To be done:
Leave out the pictures, then reproduce the rest of the material exactly.

Collected material:
_ _ _ _ _ _ _
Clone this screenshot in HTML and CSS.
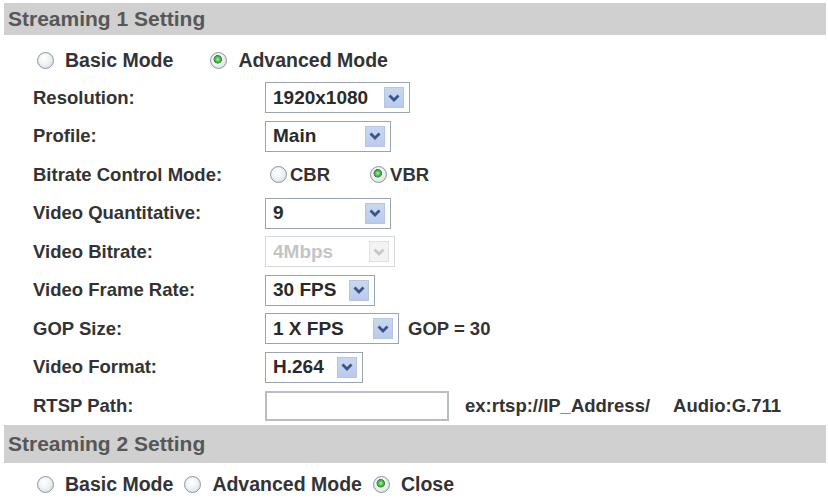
FILE: index.html
```html
<!DOCTYPE html>
<html lang="en">
<head>
    <meta charset="UTF-8">
    <title>Streaming Setting</title>
    <link rel="stylesheet" href="styles.css">
</head>
<body>
    <div class="section-title first">Streaming 1 Setting</div>
    <div class="mode-row">
        <label class="opt wide"><input type="radio" class="radio" name="mode1"> Basic Mode</label>
        <label class="opt"><input type="radio" class="radio" name="mode1" checked> Advanced Mode</label>
    </div>

    <div class="form">
        <div class="row">
            <span class="label">Resolution:</span>
            <div class="select w-res"><span>1920x1080</span><span class="arrow"><svg viewBox="0 0 12 8"><path d="M1.5 1.5 L6 6 L10.5 1.5"/></svg></span></div>
        </div>
        <div class="row">
            <span class="label">Profile:</span>
            <div class="select w-profile"><span>Main</span><span class="arrow"><svg viewBox="0 0 12 8"><path d="M1.5 1.5 L6 6 L10.5 1.5"/></svg></span></div>
        </div>
        <div class="row">
            <span class="label">Bitrate Control Mode:</span>
            <label class="opt tight cbr"><input type="radio" class="radio" name="rate"> CBR</label>
            <label class="opt tight"><input type="radio" class="radio" name="rate" checked> VBR</label>
        </div>
        <div class="row">
            <span class="label">Video Quantitative:</span>
            <div class="select w-profile"><span>9</span><span class="arrow"><svg viewBox="0 0 12 8"><path d="M1.5 1.5 L6 6 L10.5 1.5"/></svg></span></div>
        </div>
        <div class="row">
            <span class="label">Video Bitrate:</span>
            <div class="select w-bitrate disabled"><span>4Mbps</span><span class="arrow"><svg viewBox="0 0 12 8"><path d="M1.5 1.5 L6 6 L10.5 1.5"/></svg></span></div>
        </div>
        <div class="row">
            <span class="label">Video Frame Rate:</span>
            <div class="select w-fps"><span>30 FPS</span><span class="arrow"><svg viewBox="0 0 12 8"><path d="M1.5 1.5 L6 6 L10.5 1.5"/></svg></span></div>
        </div>
        <div class="row">
            <span class="label">GOP Size:</span>
            <div class="select w-gop"><span>1 X FPS</span><span class="arrow"><svg viewBox="0 0 12 8"><path d="M1.5 1.5 L6 6 L10.5 1.5"/></svg></span></div>
            <span class="note gop">GOP = 30</span>
        </div>
        <div class="row">
            <span class="label">Video Format:</span>
            <div class="select w-format"><span>H.264</span><span class="arrow"><svg viewBox="0 0 12 8"><path d="M1.5 1.5 L6 6 L10.5 1.5"/></svg></span></div>
        </div>
        <div class="row">
            <span class="label">RTSP Path:</span>
            <input type="text" class="text-input">
            <span class="note ex">ex:rtsp://IP_Address/</span>
            <span class="note">Audio:G.711</span>
        </div>
    </div>

    <div class="section-title second">Streaming 2 Setting</div>
    <div class="mode-row close-row">
        <label class="opt"><input type="radio" class="radio" name="mode2"> Basic Mode</label>
        <label class="opt"><input type="radio" class="radio" name="mode2"> Advanced Mode</label>
        <label class="opt"><input type="radio" class="radio" name="mode2" checked> Close</label>
    </div>
</body>
</html>
```

FILE: styles.css
```css
body {
    margin: 0;
    background: #fff;
    font-family: "Liberation Sans", Arial, sans-serif;
    font-weight: bold;
    color: #333;
    width: 828px;
    overflow: hidden;
}

.section-title {
    background-color: #d0d0d0;
    color: #575757;
    font-size: 21px;
    margin-left: 4px;
    margin-right: 2px;
    padding-left: 4px;
    display: flex;
    align-items: center;
}

.section-title.first {
    margin-top: 3px;
    height: 32px;
}

.section-title.second {
    height: 38px;
}

.mode-row {
    display: flex;
    align-items: center;
    height: 43.5px;
    padding-left: 37px;
    padding-top: 8px;
    box-sizing: border-box;
    font-size: 19.5px;
}

.close-row {
    height: 38px;
    padding-top: 4px;
}

.opt {
    display: flex;
    align-items: center;
    gap: 11px;
    margin-right: 11px;
}

.opt.wide {
    margin-right: 37px;
}

.opt.tight {
    gap: 3px;
}

.opt.cbr {
    margin-left: 5px;
    margin-right: 40px;
}

.radio {
    appearance: none;
    -webkit-appearance: none;
    margin: 0;
    width: 17px;
    height: 17px;
    border-radius: 50%;
    border: 1px solid #8c98aa;
    background: radial-gradient(circle at 40% 35%, #ffffff 0, #f2f4f6 40%, #d6dbe1 100%);
    box-shadow: inset 0 0 1px #c0c8d4;
    flex: none;
}

.radio:checked {
    background:
        radial-gradient(circle at 45% 42%, #b8f0b0 0, #4cb84c 2.5px, #2f8f2f 4px, transparent 4.5px),
        radial-gradient(circle at 40% 35%, #ffffff 0, #f2f4f6 40%, #d6dbe1 100%);
}

.form {
    padding-left: 33px;
    font-size: 18.5px;
}

.row {
    display: flex;
    align-items: center;
    height: 38.5px;
}

.label {
    width: 232px;
    flex: none;
}

.select {
    display: flex;
    align-items: center;
    justify-content: space-between;
    height: 31px;
    box-sizing: border-box;
    border: 1px solid #9aa4b2;
    background: #fff;
    padding-left: 7px;
    padding-right: 5px;
    font-size: 19px;
    color: #2a2a2a;
}

.arrow {
    width: 20px;
    height: 21px;
    box-sizing: border-box;
    background: linear-gradient(#c9d8f1, #b9cbec);
    border: 1px solid #b6c6e2;
    display: flex;
    align-items: center;
    justify-content: center;
}

.arrow svg {
    width: 12px;
    height: 8px;
    fill: none;
    stroke: #3a5485;
    stroke-width: 2.8;
}

.select.disabled {
    border-color: #d4d7db;
    color: #c4c4c4;
}

.select.disabled .arrow {
    background: #f3f3f3;
    border-color: #e0e0e0;
}

.select.disabled .arrow svg {
    stroke: #c8c8c8;
}

.w-res { width: 145px; }
.w-profile { width: 126px; }
.w-bitrate { width: 130px; }
.w-fps { width: 110px; }
.w-gop { width: 134px; }
.w-format { width: 98px; }

.text-input {
    width: 184px;
    height: 30px;
    box-sizing: border-box;
    border: 2px solid #b7bec8;
    margin: 0;
    background: #fff;
}

.note {
    font-size: 18.5px;
}

.note.gop {
    margin-left: 9px;
}

.note.ex {
    margin-left: 16px;
    margin-right: 23px;
}
```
_ _ _ _ _ _ _
Worked answer:
Clone this screenshot in HTML and CSS.
FILE: index.html
```html
<!DOCTYPE html>
<html lang="en">
<head>
    <meta charset="UTF-8">
    <title>Streaming Setting</title>
    <link rel="stylesheet" href="styles.css">
</head>
<body>
    <div class="section-title first">Streaming 1 Setting</div>
    <div class="mode-row">
        <label class="opt wide"><input type="radio" class="radio" name="mode1"> Basic Mode</label>
        <label class="opt"><input type="radio" class="radio" name="mode1" checked> Advanced Mode</label>
    </div>

    <div class="form">
        <div class="row">
            <span class="label">Resolution:</span>
            <div class="select w-res"><span>1920x1080</span><span class="arrow"><svg viewBox="0 0 12 8"><path d="M1.5 1.5 L6 6 L10.5 1.5"/></svg></span></div>
        </div>
        <div class="row">
            <span class="label">Profile:</span>
            <div class="select w-profile"><span>Main</span><span class="arrow"><svg viewBox="0 0 12 8"><path d="M1.5 1.5 L6 6 L10.5 1.5"/></svg></span></div>
        </div>
        <div class="row">
            <span class="label">Bitrate Control Mode:</span>
            <label class="opt tight cbr"><input type="radio" class="radio" name="rate"> CBR</label>
            <label class="opt tight"><input type="radio" class="radio" name="rate" checked> VBR</label>
        </div>
        <div class="row">
            <span class="label">Video Quantitative:</span>
            <div class="select w-profile"><span>9</span><span class="arrow"><svg viewBox="0 0 12 8"><path d="M1.5 1.5 L6 6 L10.5 1.5"/></svg></span></div>
        </div>
        <div class="row">
            <span class="label">Video Bitrate:</span>
            <div class="select w-bitrate disabled"><span>4Mbps</span><span class="arrow"><svg viewBox="0 0 12 8"><path d="M1.5 1.5 L6 6 L10.5 1.5"/></svg></span></div>
        </div>
        <div class="row">
            <span class="label">Video Frame Rate:</span>
            <div class="select w-fps"><span>30 FPS</span><span class="arrow"><svg viewBox="0 0 12 8"><path d="M1.5 1.5 L6 6 L10.5 1.5"/></svg></span></div>
        </div>
        <div class="row">
            <span class="label">GOP Size:</span>
            <div class="select w-gop"><span>1 X FPS</span><span class="arrow"><svg viewBox="0 0 12 8"><path d="M1.5 1.5 L6 6 L10.5 1.5"/></svg></span></div>
            <span class="note gop">GOP = 30</span>
        </div>
        <div class="row">
            <span class="label">Video Format:</span>
            <div class="select w-format"><span>H.264</span><span class="arrow"><svg viewBox="0 0 12 8"><path d="M1.5 1.5 L6 6 L10.5 1.5"/></svg></span></div>
        </div>
        <div class="row">
            <span class="label">RTSP Path:</span>
            <input type="text" class="text-input">
            <span class="note ex">ex:rtsp://IP_Address/</span>
            <span class="note">Audio:G.711</span>
        </div>
    </div>

    <div class="section-title second">Streaming 2 Setting</div>
    <div class="mode-row close-row">
        <label class="opt"><input type="radio" class="radio" name="mode2"> Basic Mode</label>
        <label class="opt"><input type="radio" class="radio" name="mode2"> Advanced Mode</label>
        <label class="opt"><input type="radio" class="radio" name="mode2" checked> Close</label>
    </div>
</body>
</html>
```

FILE: styles.css
```css
body {
    margin: 0;
    background: #fff;
    font-family: "Liberation Sans", Arial, sans-serif;
    font-weight: bold;
    color: #333;
    width: 828px;
    overflow: hidden;
}

.section-title {
    background-color: #d0d0d0;
    color: #575757;
    font-size: 21px;
    margin-left: 4px;
    margin-right: 2px;
    padding-left: 4px;
    display: flex;
    align-items: center;
}

.section-title.first {
    margin-top: 3px;
    height: 32px;
}

.section-title.second {
    height: 38px;
}

.mode-row {
    display: flex;
    align-items: center;
    height: 43.5px;
    padding-left: 37px;
    padding-top: 8px;
    box-sizing: border-box;
    font-size: 19.5px;
}

.close-row {
    height: 38px;
    padding-top: 4px;
}

.opt {
    display: flex;
    align-items: center;
    gap: 11px;
    margin-right: 11px;
}

.opt.wide {
    margin-right: 37px;
}

.opt.tight {
    gap: 3px;
}

.opt.cbr {
    margin-left: 5px;
    margin-right: 40px;
}

.radio {
    appearance: none;
    -webkit-appearance: none;
    margin: 0;
    width: 17px;
    height: 17px;
    border-radius: 50%;
    border: 1px solid #8c98aa;
    background: radial-gradient(circle at 40% 35%, #ffffff 0, #f2f4f6 40%, #d6dbe1 100%);
    box-shadow: inset 0 0 1px #c0c8d4;
    flex: none;
}

.radio:checked {
    background:
        radial-gradient(circle at 45% 42%, #b8f0b0 0, #4cb84c 2.5px, #2f8f2f 4px, transparent 4.5px),
        radial-gradient(circle at 40% 35%, #ffffff 0, #f2f4f6 40%, #d6dbe1 100%);
}

.form {
    padding-left: 33px;
    font-size: 18.5px;
}

.row {
    display: flex;
    align-items: center;
    height: 38.5px;
}

.label {
    width: 232px;
    flex: none;
}

.select {
    display: flex;
    align-items: center;
    justify-content: space-between;
    height: 31px;
    box-sizing: border-box;
    border: 1px solid #9aa4b2;
    background: #fff;
    padding-left: 7px;
    padding-right: 5px;
    font-size: 19px;
    color: #2a2a2a;
}

.arrow {
    width: 20px;
    height: 21px;
    box-sizing: border-box;
    background: linear-gradient(#c9d8f1, #b9cbec);
    border: 1px solid #b6c6e2;
    display: flex;
    align-items: center;
    justify-content: center;
}

.arrow svg {
    width: 12px;
    height: 8px;
    fill: none;
    stroke: #3a5485;
    stroke-width: 2.8;
}

.select.disabled {
    border-color: #d4d7db;
    color: #c4c4c4;
}

.select.disabled .arrow {
    background: #f3f3f3;
    border-color: #e0e0e0;
}

.select.disabled .arrow svg {
    stroke: #c8c8c8;
}

.w-res { width: 145px; }
.w-profile { width: 126px; }
.w-bitrate { width: 130px; }
.w-fps { width: 110px; }
.w-gop { width: 134px; }
.w-format { width: 98px; }

.text-input {
    width: 184px;
    height: 30px;
    box-sizing: border-box;
    border: 2px solid #b7bec8;
    margin: 0;
    background: #fff;
}

.note {
    font-size: 18.5px;
}

.note.gop {
    margin-left: 9px;
}

.note.ex {
    margin-left: 16px;
    margin-right: 23px;
}
```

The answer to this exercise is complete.